Kralicek geht essen: Die Aïda

Eine Konditorei, die gleichzeitig eine Art Kaffeehaus ist und so heißt wie eine Verdi-Oper: Wienerischer als die Aïda geht’s nicht.

Die Filialen der Café-Konditorei-Kette Aïda haben sowohl das Stadtbild als auch das Lebensgefühl von Wien jahrzehntelang entscheidend mitgeprägt. Besonders die frühen, in den 1950er- und 1960er-Jahren eröffneten Filialen waren architektonisch äußerst ambitioniert gestaltet: elegante, spezifisch wienerische Interpretationen von Nachkriegsmoderne. Nirgends war man einer italienischen Café-Bar näher als bei der Aïda. Wer wollte, konnte einen schnellen Espresso an der Bar nehmen; angeblich gab es in der wunderschönen Aïda-Filiale in der Wollzeile überhaupt die erste Espressomaschine Wiens. Die meisten Gäste aber zogen es, ganz unitalienisch, dann doch vor, sich zumindest „auf einen Sprung“ an einen Tisch zu setzen und zur Melange eine Kardinalschnitte oder eine Topfengolatsche – für beides ist die Aïda berühmt – zu verzehren.

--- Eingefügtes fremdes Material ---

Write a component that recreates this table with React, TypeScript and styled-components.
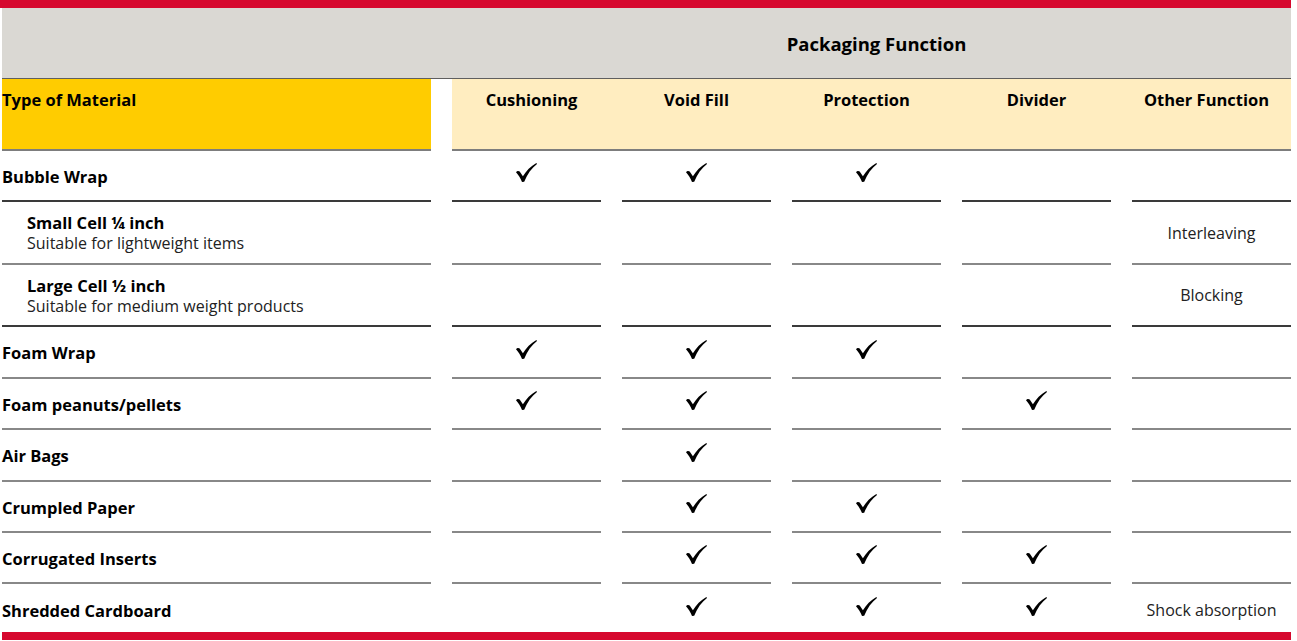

Überhaupt sind schon die Mehlspeisen allein ein gutes Argument, die Aïda aufzusuchen; das unterscheidet sie von einem italienischen Café. Und anders als in den klassischen Wiener Kaffeehäusern wurde in der Aïda schon immer großer Wert auf guten Kaffee gelegt. Der Aïda-Kaffee (100 Prozent Arabica, daher eher mild) wird selbst importiert, selbst gemischt und selbst geröstet, er hat ein ganz spezielles Aroma. Dieses hat interessanterweise eine starke Affinität zu Schlagobers. Auch Kaffeepuristen, für die das normalerweise ein Sakrileg ist, lassen sich die Aïda-Melange mit Schlag servieren. Weil das dort irgendwie zusammengehört. Geheimwissen wie dieses hatte man als Wiener früher in der DNA. Die Generation Hafermilch aber findet es möglicher- weise einfach nur befremdlich, Schlagobers in den Kaffee zu tun.

Aïda
26 Filialen in Wien, zwei in Innsbruck, je eine in Graz, Groß-Enzersdorf und am Flughafen Wien. Öffnungszeiten auf aida.at,
Tel. 01/258 26 11-0, eMail: info@aida.at

Der Generationswechsel ist auch der Grund, warum man sich Sorgen um die Aïda machen kann. Dass das Unternehmen unter der Corona-Pandemie besonders zu leiden hat, ist schon seit Längerem bekannt und ja auch nicht zu übersehen: Einige Filialen sind derzeit „vorübergehend geschlossen“. Aber Corona ist nicht das einzige Problem. Die Zeiten, als sich wirklich alle – Studentinnen und Hackler, Geschäftsleute und Kreative, Touris und Pensis – auf die Aïda einigen konnten, scheinen vorbei. Ein paar kleinere Filialen – etwa die in der Kaiserstraße oder die in der Rotenturmstraße – sind ganz verschwunden; andere sind nach ihrer Renovierung kaum noch wiederzuerkennen. Die allerzentralste Filiale etwa, jene beim Stephansdom, ist neuerdings eine kitschige Orgie in Pink. Ja, der Aïda-Schriftzug war immer schon rosa, aber man kann es mit dem Branding auch übertreiben. Musste tatsächlich auch der Terrazzoboden rosa eingefärbt werden? „Die jüngsten Aïdas sind keine wirklichen Aïdas mehr“, hat Thomas Trenkler, heute KURIER-Kulturredakteur, einst geschrieben. „Aber vielleicht gefallen sie uns, wenn sie einmal unmodern geworden sind.“ Das war vor fast dreißig Jahren und bezog sich auf die Filialen aus den 1990er-Jahren. Sie gefallen uns noch immer nicht. Und die Aïda-Filialen von heute können gar nicht unmodern werden, weil sie nie modern waren. Immerhin: Auch dort schmecken der Kaffee (natürlich mit Schlag!) und die Topfengolatsche noch wie früher.